Monday, May 16, 2022

Khama’s compromise initiative gains momentum

President Ian Khama’s compromise initiative gained momentum over the weekend after the Botswana Democratic Party Women’s Wing elected their executive committee members through compromise.

Fireworks were expected at the women’s wing congress, especially as some BDP women had raised complaints that the executive committee was using their incumbency advantage to elbow interested candidates out.

A recent meeting convened in Mahalapye before the Nata congress turned ugly after accusations flew thick and fast that the incumbent leadership was sidelining capable candidates from contesting elections.

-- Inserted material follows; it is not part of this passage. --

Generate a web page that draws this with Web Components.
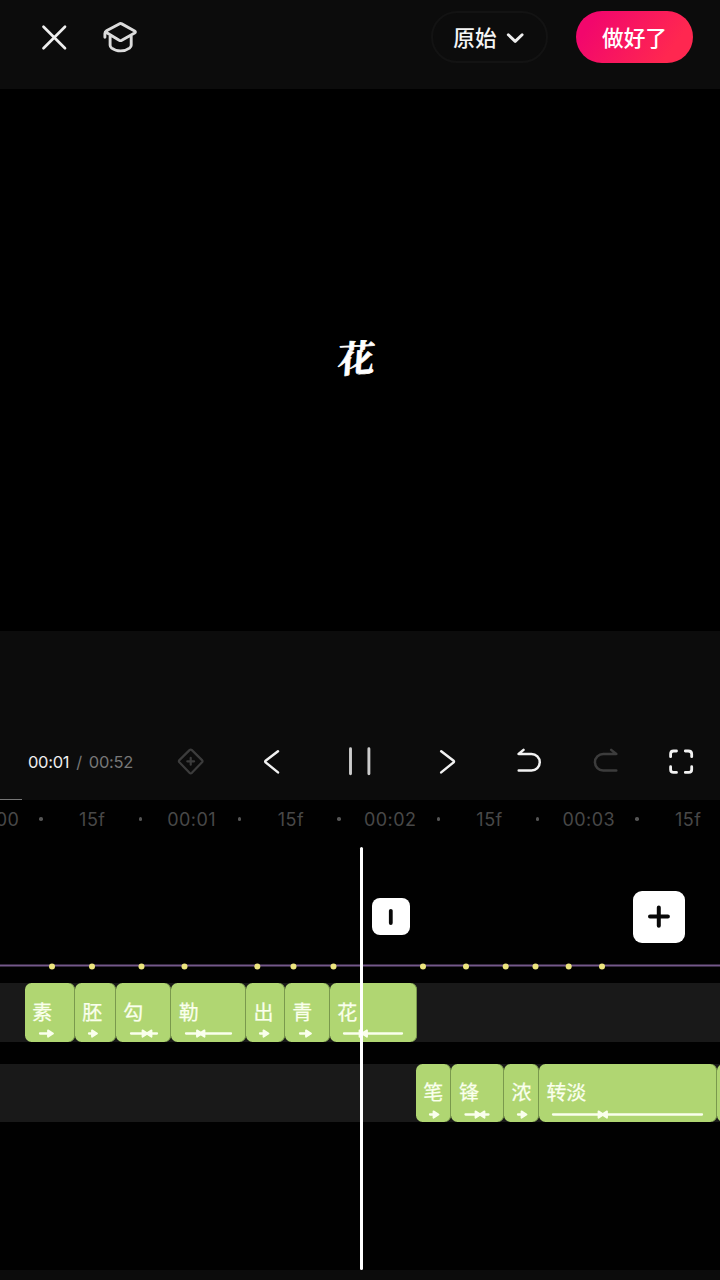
<!DOCTYPE html>
<html lang="zh-CN">
<head>
<meta charset="utf-8">
<title>视频编辑</title>
<style>
html,body{margin:0;padding:0;background:#010101;width:720px;height:1280px;overflow:hidden}
body{font-family:Inter,"Noto Sans CJK SC",sans-serif;color:#fff}
</style>
</head>
<body>
<video-editor></video-editor>
<script>
const define=(name,html)=>{
  customElements.define(name,class extends HTMLElement{
    constructor(){super();this.attachShadow({mode:'open'});}
    connectedCallback(){
      const t=document.createElement('template');
      t.innerHTML=typeof html==='function'?html(this):html;
      this.shadowRoot.replaceChildren(t.content.cloneNode(true));
    }
  });
};

define('top-bar',`<style>
:host{display:flex;height:89px;box-sizing:border-box;padding:11px 27px 0 39px;background:#0c0c0c;align-items:flex-start}
svg{display:block}
.close{margin:11px 0 0}
.cap{margin:9px 0 0 32px}
.pill{margin-left:auto;margin-right:28px}
</style>
<svg class="close" width="30" height="30" viewBox="0 0 30 30" fill="none" stroke="#eee" stroke-width="2.7" stroke-linecap="round"><path d="M4.5 4.8 26 26.2M26 4.8 4.5 26.2"/></svg>
<svg class="cap" width="38" height="36" viewBox="0 0 38 36" fill="none" stroke="#dcdcdc" stroke-width="2.9" stroke-linecap="round" stroke-linejoin="round"><path d="M3.900 17.200V13.500Q3.900 11.700 5.500 10.800L18.200 3.900Q19.500 3.200 20.800 3.900L33.600 11Q35.200 12 33.600 13L20.800 20.300Q19.500 21 18.200 20.300L5 12.300M9.100 16V25.200Q9.100 26.800 10.700 28.100Q14.500 30.900 19.600 30.900Q24.600 30.900 28.500 28.100Q30.200 26.800 30.200 25.200V16"/></svg>
<pill-button class="pill" kind="outline">原始<svg slot="icon" width="20" height="14" viewBox="0 0 20 14" fill="none" stroke="#eee" stroke-width="2.900" stroke-linecap="round" stroke-linejoin="round"><path d="M2.300 3.700 9.200 10.400 16.100 3.700"/></svg></pill-button>
<pill-button kind="primary">做好了</pill-button>`);

define('pill-button',`<style>
:host{display:flex;box-sizing:border-box;height:52px;width:117px;border-radius:26px;align-items:center;justify-content:center;font-size:21.700px;line-height:30px;padding-top:1px;font-weight:500;color:#f5f5f5;gap:9px}
:host([kind=outline]){border:2px solid #131313}
:host([kind=primary]){background:linear-gradient(125deg,#f2076c 15%,#ff2750 80%);color:#fff}
</style><slot></slot><slot name="icon"></slot>`);

define('preview-stage',`<style>
:host{display:flex;height:542px;background:#000;align-items:center;justify-content:center;box-sizing:border-box;padding-right:8px}
span{font-size:37px;line-height:44px;font-weight:700;font-family:"Noto Serif CJK SC","Noto Sans CJK SC",serif;-webkit-text-stroke:.7px #fff;transform:translateY(-4px) skew(-4deg,-3deg)}
</style><span><slot></slot></span>`);

define('time-readout',`<style>
:host{display:flex;gap:7px;font-size:16.500px;line-height:20px;letter-spacing:-.3px;color:#777;white-space:nowrap}
b,i{font-weight:400;font-style:normal}
b{color:#eee}
</style><b><slot name="now"></slot></b><i>/</i><span><slot></slot></span>`);

define('playback-bar',`<style>
:host{display:block;height:169px;background:#0c0c0c;box-sizing:border-box;padding-top:108px}
.row{display:grid;grid-template-columns:171px 40px 41px 40px 48px 40px 48px 40px 41px 40px 38px 40px 34px 40px;height:46px;align-items:center}
time-readout{padding-left:28px}
svg{display:block;fill:none;stroke:#f2f2f2;stroke-width:2.500;stroke-linecap:round;stroke-linejoin:round}
.dim{stroke:#3c3c3c}
.line{width:22px;height:1px;background:#777;margin-top:14px}
</style>
<div class="row">
<time-readout><span slot="now">00:01</span>00:52</time-readout>
<svg class="dim" width="40" height="40" viewBox="0 0 40 40" style="stroke-width:2.200"><path d="M18.500 8.100Q19.700 7 20.900 8.100L31 18.100Q32 19.200 31 20.300L20.900 30.800Q19.700 31.800 18.500 30.800L8.400 20.300Q7.400 19.200 8.400 18.100ZM19.700 15.900V22.700M16.300 19.300H23.100"/></svg><i></i>
<svg width="40" height="40" viewBox="0 0 40 40"><path d="M26 9.200 13.600 18.800Q12.900 19.600 13.600 20.400L26 30.400"/></svg><i></i>
<svg width="40" height="40" viewBox="0 0 40 40" style="stroke:#ccc;stroke-width:2.900"><path d="M10.500 6.700V31.700M28.900 6.700V31.700"/></svg><i></i>
<svg width="40" height="40" viewBox="0 0 40 40"><path d="M13.200 9.200 25.600 18.800Q26.300 19.600 25.600 20.400L13.200 30.400"/></svg><i></i>
<svg width="40" height="40" viewBox="0 0 40 40"><path d="M14.500 7.900 9.600 12H22.500A8.200 8.200 0 0 1 22.500 28.500H9.700"/></svg><i></i>
<svg class="dim" width="40" height="40" viewBox="0 0 40 40"><path d="M24.200 7.900 29.300 12H16.200A8.200 8.200 0 0 0 16.200 28.500H29.300"/></svg><i></i>
<svg width="40" height="40" viewBox="0 0 40 40" style="stroke-width:2.800"><path d="M9.600 14.700V12Q9.600 9 12.600 9H15.500M24.300 9H27.200Q30.700 9 30.700 12V14.700M30.700 24.700V27.400Q30.700 30.400 27.700 30.400H24.300M15.500 30.400H12.600Q9.600 30.400 9.600 27.400V24.700"/></svg>
</div><div class="line"></div>`);

define('time-ruler',`<style>
:host{display:flex;height:39px;overflow:hidden}
div{display:flex;margin-left:-31.900px;align-items:center}
span,i{flex:none;width:49.670px;display:flex;justify-content:center;font-size:18px;line-height:22px;letter-spacing:.45px;color:#484848;white-space:nowrap}
i::before{content:"";width:3.500px;height:3.500px;border-radius:50%;background:#555;margin:-1px 3px 0 0}
</style><div>${['00:00','15f','00:01','15f','00:02','15f','00:03','15f'].map(t=>`<span>${t}</span><i></i>`).join('')}</div>`);

define('square-button',`<style>
:host{display:flex;align-items:center;justify-content:center;background:#fff}
:host([size=small]){width:37.500px;height:37.500px;border-radius:8px}
:host([size=large]){width:52px;height:52px;border-radius:9px}
</style><slot></slot>`);

define('keyframe-line',()=>{
  const xs=[52,92,141.5,184.5,257.3,293.5,333.5,423,466,505.7,535.5,568.7,602];
  return `<style>:host{display:block;height:10px}svg{display:block}</style>
<svg width="720" height="10" viewBox="0 0 720 10"><path d="M0 4.500H720" stroke="#74588a" stroke-width="2"/>${xs.map(x=>`<circle cx="${x}" cy="5.500" r="3" fill="#ece57e"/>`).join('')}</svg>`;
});

/* marks="line start, line end, right arrow tip, left arrow tip" relative to the clip */
define('text-clip',el=>{
  const w=+el.getAttribute('w');
  const [a,b,r,l]=(el.getAttribute('marks')||'').split(',').map(Number);
  let s='';
  if(b) s+=`<path d="M${a} 4.500H${b}" stroke="#faffed" stroke-width="2.300" stroke-linecap="round"/>`;
  const head=(tip,dx)=>`<path d="M${tip+dx} 1.300 ${tip} 4.500 ${tip+dx} 7.700Z" fill="#faffed" stroke="#faffed" stroke-width="1.800" stroke-linejoin="round"/>`;
  if(r) s+=head(r-.5,-5);
  if(l) s+=head(l+.5,5);
  return `<style>:host{display:flex;flex-direction:column;flex:none;width:${w}px;height:58.500px;border-radius:6.500px;background:#b0d672;overflow:hidden;box-sizing:border-box;padding-top:15.500px;box-shadow:inset -.8px 0 #6d8a44}
span{height:30.500px;line-height:29px;padding-left:7.500px;font-size:20px;color:#faffed;white-space:nowrap;-webkit-text-stroke:.25px #faffed}svg{display:block}</style>
<span><slot></slot></span><svg width="${w}" height="10">${s}</svg>`;
});

define('clip-track',`<style>:host{display:flex;height:58.500px;background:#191919;box-sizing:border-box;overflow:hidden}</style><slot></slot>`);

define('time-line',`<style>
:host{display:block;position:relative;height:470px;background:#010101;overflow:hidden}
.tools{display:flex;height:52px;padding:0 35.500px 0 372px;margin-top:51.500px;justify-content:space-between;align-items:center}
keyframe-line{margin-top:18.500px}
.one{margin-top:12.200px;padding-left:24.800px}
.two{margin-top:22px;padding-left:415.700px}
.head{position:absolute;left:360px;top:47px;width:3px;height:423px;border-radius:2px;background:#fff}
svg{display:block}
</style>
<time-ruler></time-ruler>
<div class="tools">
<square-button size="small"><svg width="20" height="24" fill="none" stroke="#080808" stroke-width="3.800" stroke-linecap="round"><path d="M9.800 5.800V18"/></svg></square-button>
<square-button size="large"><svg width="28" height="28" fill="none" stroke="#080808" stroke-width="4" stroke-linecap="round"><path d="M13.800 4.500V22.700M5 13.600H22.900"/></svg></square-button>
</div>
<keyframe-line></keyframe-line>
<clip-track class="one">
<text-clip w="50" marks="15,22,28.500">素</text-clip>
<text-clip w="41" marks="14,17,22.500">胚</text-clip>
<text-clip w="55.4" marks="15,41,32,30">勾</text-clip>
<text-clip w="74.8" marks="15,60,31.500,28">勒</text-clip>
<text-clip w="38.8" marks="14,17,23">出</text-clip>
<text-clip w="45" marks="15,20,26.500">青</text-clip>
<text-clip w="87.2" marks="14,72,35,31.500">花</text-clip>
</clip-track>
<clip-track class="two">
<text-clip w="35.8" marks="14,17,23">笔</text-clip>
<text-clip w="52.4" marks="14.500,37.500,30,28">锋</text-clip>
<text-clip w="35" marks="14,17,23">浓</text-clip>
<text-clip w="178" marks="14,163,65,62.500">转淡</text-clip>
<text-clip w="20"></text-clip>
</clip-track>
<div class="head"></div>`);

define('video-editor',`<style>
:host{display:flex;flex-direction:column;width:720px;height:1280px;overflow:hidden}
footer{flex:1;background:#0c0c0c}
</style>
<top-bar></top-bar>
<preview-stage>花</preview-stage>
<playback-bar></playback-bar>
<time-line></time-line>
<footer></footer>`);
</script>
</body>
</html>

Complaints were also raised that the incumbent executive leadership had an unfair advantage as they were mediating on an issue in which they had vested interests.

“Neutral party members should have been roped in to mediate on the issue for the sake of fairness,” they said.

The congress endorsed a compromise list in which all but one of the previous executive committee members were retained.

Angelinah Sengalo remains Chairperson after muscling out Sylvia Muzila.

Tshepo Wareus also returned as Deputy Chair, Keneilwe Mathangwane is Secretary General and her deputy is Kgomotso Mogami.

Granny Sesupeng is Treasurer, while Keotlogele Kerebotswe is her deputy.

The only new face in the new executive is that of Tshepo Mogami, who replaced Linky Letshwiti.
However, Letshwiti was returned as additional member.

Speaking to The Telegraph on Monday, Keneilwe Mathangwane said it is not true that harsh words were exchanged at the Mahalapye meeting.

“That is not true at all. Those who wanted to contest were openly critiqued and their merits and de-merits considered. Women then openly decided who they wanted as the compromise candidate,” she said.

However, those who attended the meeting said the open policy was unfair because the incumbent executive unfairly bragged about their achievements and ridiculed those who showed interest in competing against them. They cited the battle between Sylvia Muzila and Angelinah Sengalo as an example.

Mathangwane, however, insists that Sengalo and Muzila were given equal opportunities to campaign.

“Both candidates were given an opportunity to say their achievements, strengths and weaknesses.

They were thoroughly critiqued and Sengalo emerged as the winner. In the end, Muzila conceded defeat and embraced Sengalo as the compromise candidate for the position of Chairperson,” she said.

Surprisingly, President Khama, who graced the women’s wing congress, barely spoke about his compromise initiative. At their last two national council meetings, the BDP decided not to hold elections, but rather to elect leaders through compromise as a means of fostering party unity.
So far the youth wing and the women’s wing have heeded Khama’s call for compromise.

However, Khama will face the biggest challenge at the national congress in July. While he has urged those who are interested in central committee positions to submit their names with party Chairman Daniel Kwelagobe, Khama is already facing open defiance from some democrats, who are rooting for open elections.

Assistant Minister Kentse Rammidi, who is vying for the position of Secretary General, has publicly declared that he disagrees with Khama over the compromise issue. While many have not openly declared their disagreement with Khama, indications are that there are many who agree with Rammidi.